Researchers assessed 11 people with atopic dermatitis prone to contagious itch and showed them two six-minute videos. When they saw a video of people scratching, the supplemental motor area, left ventral striatum, and right orbitofrontal cortex regions of their brains lit up on imaging. These highlighted areas on fMRI imaging indicate more activity. The fMRI revealed significantly higher brain activity in these areas compared to when participants with atopic dermatitis watched a control video of the same people sitting idle.
In addition, their itching and scratching also significantly increased while watching the video of people scratching, aligning with the imaging findings.
“We initially thought that the premotor cortex will be the major area that is activated,” said Gil Yosipovitch, M.D., Director of the Miami Itch Center and professor of dermatology at the University of Miami Miller School of Medicine. The premotor cortex contains what are called the “mirror neurons” – which are activated when animals or people see others performing an activity, like yawning, and mimic it. However, the investigators did not see greater activity in that region of the brain.
“But we showed the supplemental motor area and ventral striatum is highly activated,” Yosipovitch said. “This is what is unique in the results of this study,” published July 25 in Frontiers in Psychology.
Clinical applications to help people unable to control contagious itching may not be far off. “Indeed, we think that in the near future we can target brain areas that are involved in this phenomena and the urge to scratch, and reduce these sensations,” senior study author Yosipovitch said. “We are planning to do several non-invasive therapies targeting the brain to attenuate the itch perceptions in patients.” His group also plans to conduct studies targeting the brain areas involved in itching and scratching in both animal models and humans.
The research is an example of cross-disciplinary, international collaboration. Yosipovitch worked with MRI expert Hideki Mochizuki, Ph.D., now at the University of Miami Miller School of Medicine, and Christina Schut, Ph.D., a psychologist from Germany who completed her post doctorate with Yosipovitch.

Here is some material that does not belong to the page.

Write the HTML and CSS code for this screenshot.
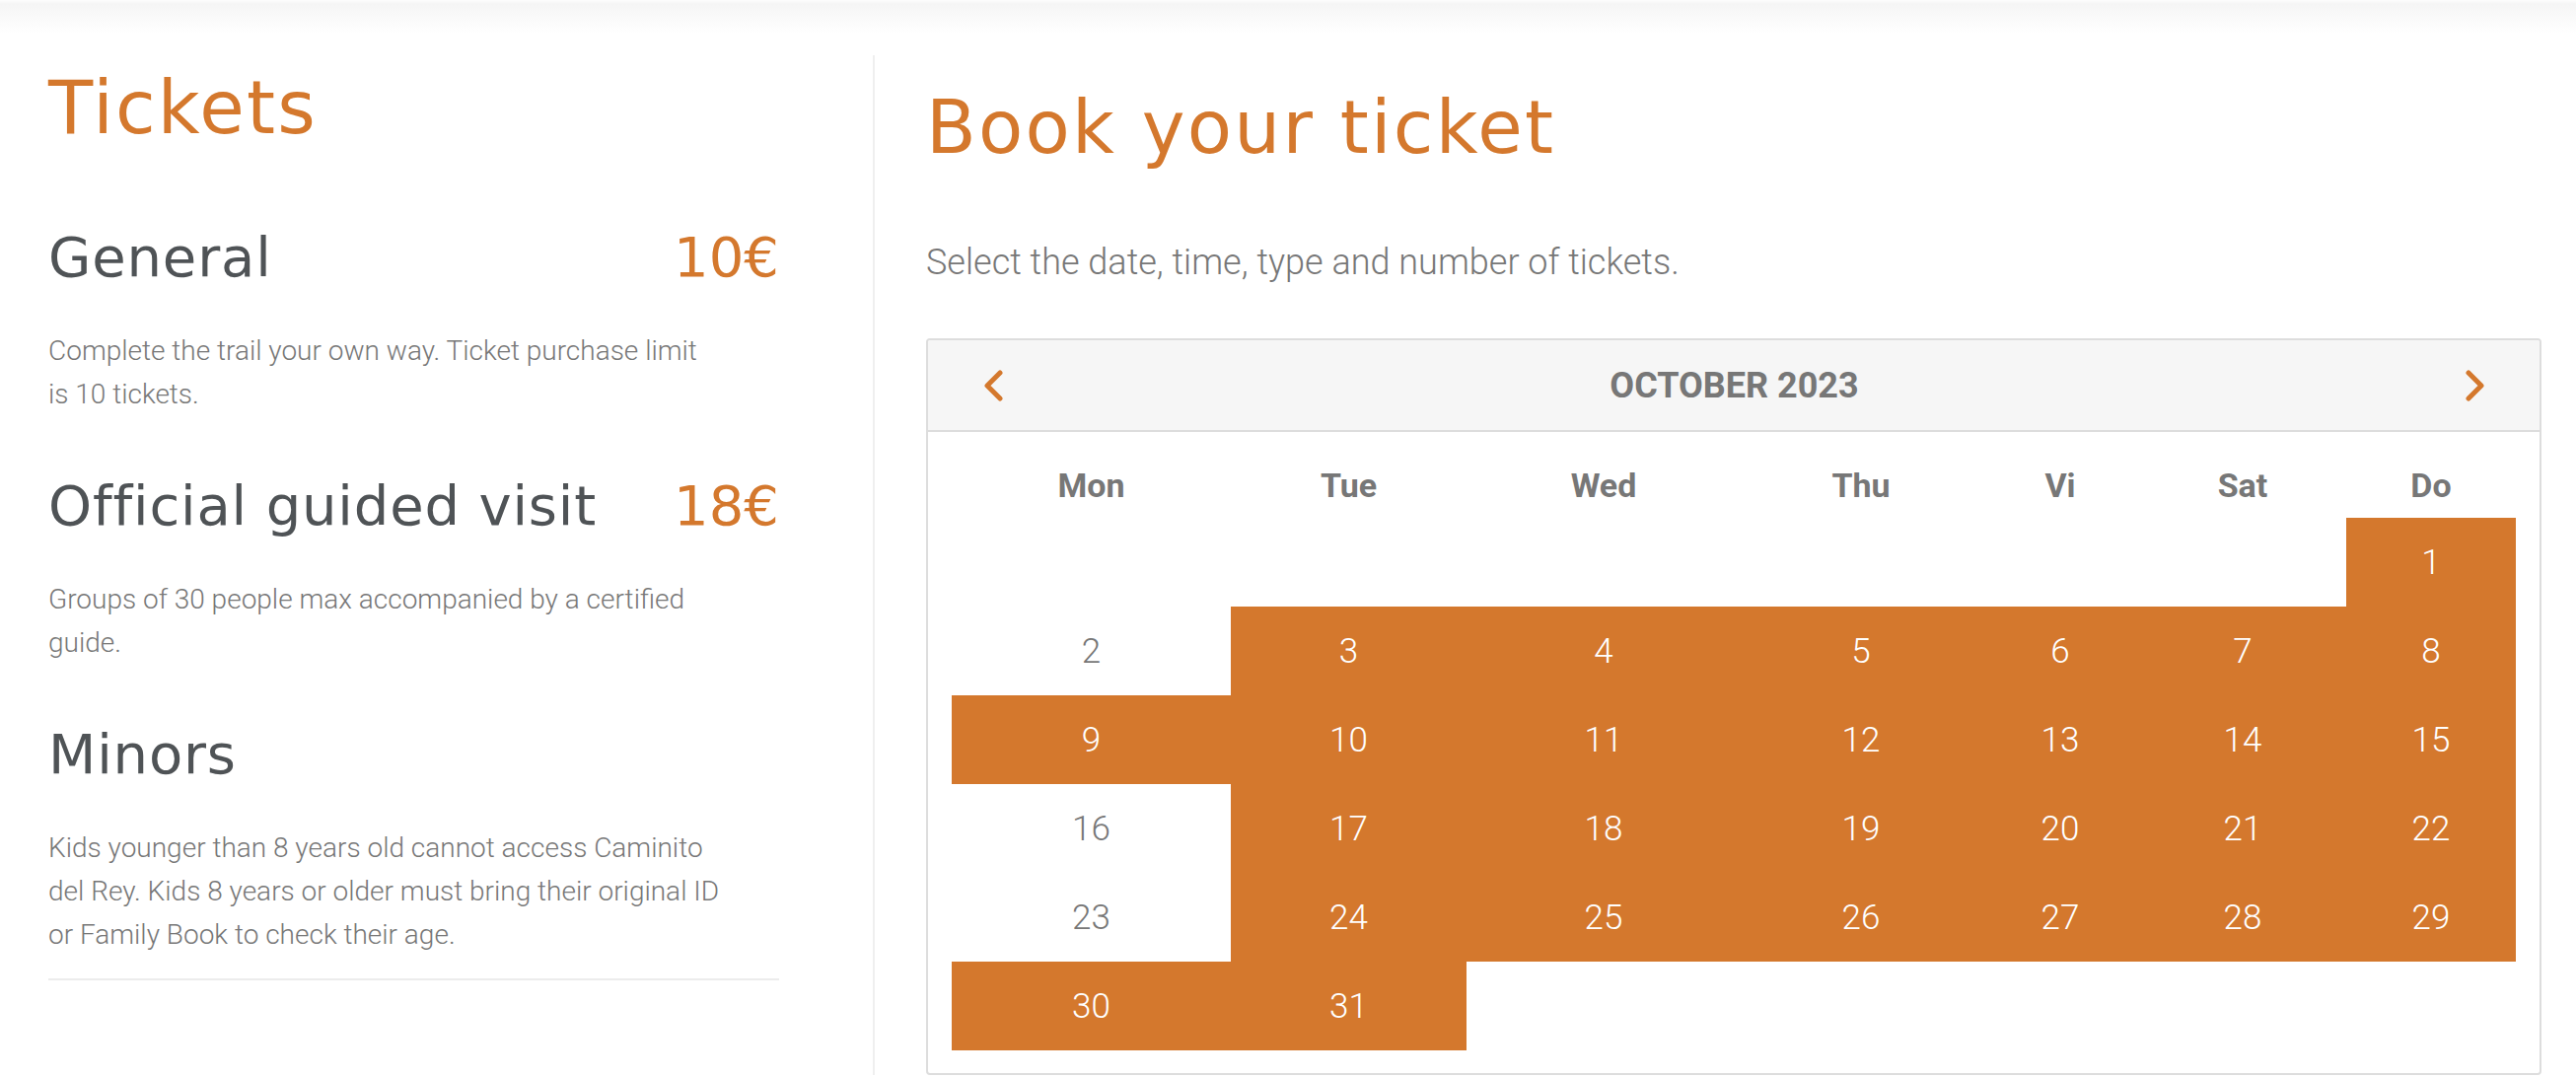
FILE: index.html
```html
<!DOCTYPE html>
<html lang="en">
<head>
  <meta charset="UTF-8" />
  <meta name="viewport" content="width=device-width, initial-scale=1.0"/>
  <title>Tickets - Caminito del Rey</title>
  <link rel="stylesheet" href="styles.css">
</head>
<body>
  <div class="topbar"></div>

  <div class="main">
    <section class="tickets">
      <h1>Tickets</h1>

      <div class="ticket">
        <div class="ticket-head">
          <h2>General</h2>
          <span class="price">10€</span>
        </div>
        <p>Complete the trail your own way. Ticket purchase limit<br>is 10 tickets.</p>
      </div>

      <div class="ticket">
        <div class="ticket-head">
          <h2>Official guided visit</h2>
          <span class="price">18€</span>
        </div>
        <p>Groups of 30 people max accompanied by a certified<br>guide.</p>
      </div>

      <div class="ticket">
        <div class="ticket-head">
          <h2>Minors</h2>
        </div>
        <p>Kids younger than 8 years old cannot access Caminito<br>del Rey. Kids 8 years or older must bring their original ID<br>or Family Book to check their age.</p>
      </div>
    </section>

    <section class="booking">
      <h1>Book your ticket</h1>
      <p class="intro">Select the date, time, type and number of tickets.</p>

      <div class="calendar">
        <div class="calendar-header">
          <span class="nav">
            <svg viewBox="0 0 20 32" width="20" height="32"><path d="M17 3 L4 16 L17 29"/></svg>
          </span>
          <span class="month">OCTOBER 2023</span>
          <span class="nav">
            <svg viewBox="0 0 20 32" width="20" height="32"><path d="M3 3 L16 16 L3 29"/></svg>
          </span>
        </div>

        <div class="calendar-grid">
          <div class="weekday">Mon</div>
          <div class="weekday">Tue</div>
          <div class="weekday">Wed</div>
          <div class="weekday">Thu</div>
          <div class="weekday">Vi</div>
          <div class="weekday">Sat</div>
          <div class="weekday">Do</div>

          <div class="day"></div>
          <div class="day"></div>
          <div class="day"></div>
          <div class="day"></div>
          <div class="day"></div>
          <div class="day"></div>
          <div class="day open">1</div>

          <div class="day">2</div>
          <div class="day open">3</div>
          <div class="day open">4</div>
          <div class="day open">5</div>
          <div class="day open">6</div>
          <div class="day open">7</div>
          <div class="day open">8</div>

          <div class="day open">9</div>
          <div class="day open">10</div>
          <div class="day open">11</div>
          <div class="day open">12</div>
          <div class="day open">13</div>
          <div class="day open">14</div>
          <div class="day open">15</div>

          <div class="day">16</div>
          <div class="day open">17</div>
          <div class="day open">18</div>
          <div class="day open">19</div>
          <div class="day open">20</div>
          <div class="day open">21</div>
          <div class="day open">22</div>

          <div class="day">23</div>
          <div class="day open">24</div>
          <div class="day open">25</div>
          <div class="day open">26</div>
          <div class="day open">27</div>
          <div class="day open">28</div>
          <div class="day open">29</div>

          <div class="day open">30</div>
          <div class="day open">31</div>
          <div class="day"></div>
          <div class="day"></div>
          <div class="day"></div>
          <div class="day"></div>
          <div class="day"></div>
        </div>
      </div>
    </section>
  </div>
</body>
</html>
```

FILE: styles.css
```css
body {
  margin: 0;
  background: #fff;
  font-family: 'Roboto', 'Liberation Sans', sans-serif;
  color: #777;
}

.topbar {
  height: 34px;
  background: linear-gradient(#fdfdfd 0, #f5f5f5 4px, #f8f8f8 12px, #fff 34px);
}

.main {
  display: flex;
  margin-top: 22px;
}

h1 {
  font-family: 'DejaVu Sans', sans-serif;
  font-weight: normal;
  font-size: 74px;
  line-height: 84px;
  letter-spacing: 0.03em;
  color: #d4782d;
  margin: 0;
}

h2 {
  font-family: 'DejaVu Sans', sans-serif;
  font-weight: normal;
  font-size: 56px;
  line-height: 68px;
  letter-spacing: 0.015em;
  color: #4f5356;
  margin: 0;
}

/* left column */
.tickets {
  flex: none;
  width: 741px;
  padding: 11px 95px 0 49px;
}

.tickets h1 {
  margin-bottom: 76px;
}

.ticket-head {
  display: flex;
  justify-content: space-between;
  align-items: baseline;
  margin-bottom: 39px;
}

.price {
  font-family: 'DejaVu Sans', sans-serif;
  font-size: 56px;
  line-height: 68px;
  color: #d4782d;
}

.ticket p {
  font-size: 28px;
  font-weight: 300;
  line-height: 44px;
  white-space: nowrap;
  margin: 0 0 57px;
}

.ticket:last-child {
  border-bottom: 2px solid #ececec;
}

.ticket:last-child p {
  margin-bottom: 22px;
}

/* right column */
.booking {
  flex: 1;
  border-left: 2px solid #efefef;
  padding: 31px 35px 0 52px;
}

.intro {
  font-size: 36px;
  font-weight: 300;
  line-height: 50px;
  margin: 70px 0 52px;
}

.calendar {
  border: 2px solid #ddd;
  border-radius: 4px;
}

.calendar-header {
  height: 91px;
  display: flex;
  align-items: center;
  justify-content: space-between;
  padding: 0 55px 0 56px;
  background: #f6f6f6;
  border-bottom: 2px solid #ddd;
  border-radius: 3px 3px 0 0;
}

.nav svg {
  display: block;
  fill: none;
  stroke: #d4782d;
  stroke-width: 5;
  stroke-linecap: round;
  stroke-linejoin: round;
}

.month {
  font-size: 36px;
  font-weight: 700;
  color: #777;
}

.calendar-grid {
  display: grid;
  grid-template-columns: 283fr 239fr 278fr 244fr 160fr 210fr 172fr;
  grid-template-rows: 87px repeat(6, 90px);
  padding: 0 24px 23px;
}

.weekday {
  display: flex;
  align-items: center;
  justify-content: center;
  box-sizing: border-box;
  padding-top: 20px;
  font-size: 34px;
  font-weight: 700;
  color: #777;
}

.day {
  display: flex;
  align-items: center;
  justify-content: center;
  font-size: 35px;
  font-weight: 300;
  color: #777;
}

.day.open {
  background: #d4782d;
  color: #fff;
}
```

“The UM environment cultivates cross collaborations between disciplines,” Yosipovitch said. “This is extremely important for future projects and funding in an era of limited federal funding, as each group adds their expertise and the studies are of higher quality. This is why I and all my team moved here to UM a year ago and opened the Miami Itch Center.” His team is already collaborating with researchers in neuroscience, brain imaging, and psychology and with investigators at Bascom Palmer Eye Institute.